Joint efforts between ministry of Agriculture officers
(MOA) and ALIN staff came as a wake up call to farmers who showed interest to
have access to better marketing strategies. A meeting was then called to
identify brokers and on-farm buyers who were given a notice present
their business licence to HCDA staff for verification. the news came as a
relief to farmers as they were taken through gross margin analysis.
The exercise was participatory and farmers were
divided in groups according to the crop they produce where they discussed the
cost of all inputs divide by the total production per acreage. The costs gave
them the least buying price they should accept for their farm produce. To
their surprise, they found out that they had been selling their produce at
a loss. For instance, the cost of producing one carton of okra (Asian
vegetable) was Kshs 128.00 and they have been selling a carton at Ksh, 100 or
even sometimes at 80.00.
Divisional Agricultural Extension Officer (DAEO)

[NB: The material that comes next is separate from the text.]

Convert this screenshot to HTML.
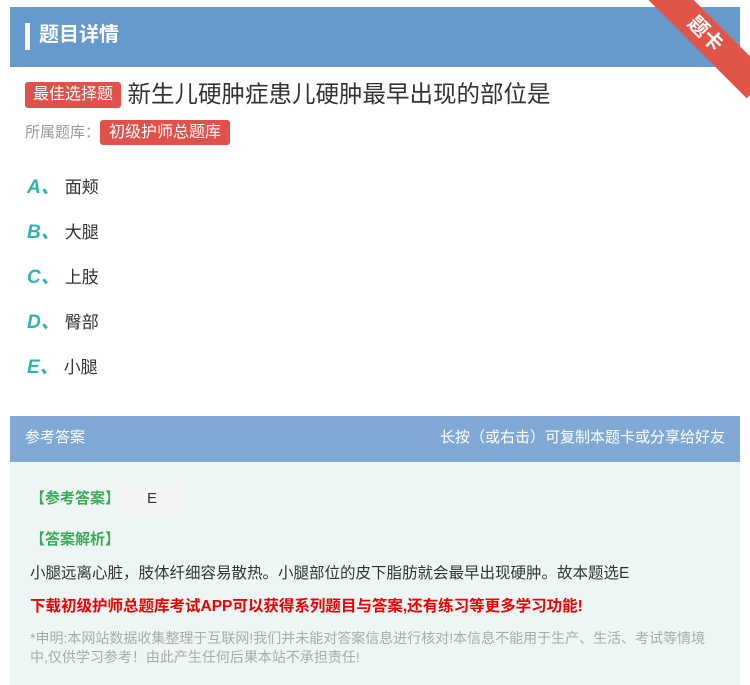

Mr. Bainito Atonya advised the farmers to form marketing groups which
will sign a contract with the exporters and supervised by MOA and
HCDA to ensure that terms of the contract are not breached. Farmers were also
advised to abide to the terms by ensuring they produce as per the agreement.
The MOA and HCDA agreed to impose tough sanctions to brokers and exporters who
will be found exploiting farmers an offence that will mean cancellation of
their licence.
Addressing the meeting, the DAEO encouraged the
farmers to make use of information material available at
the Maarifa in order to embrace modern technology and learn the best
practices other farmers are using in other parts of the world.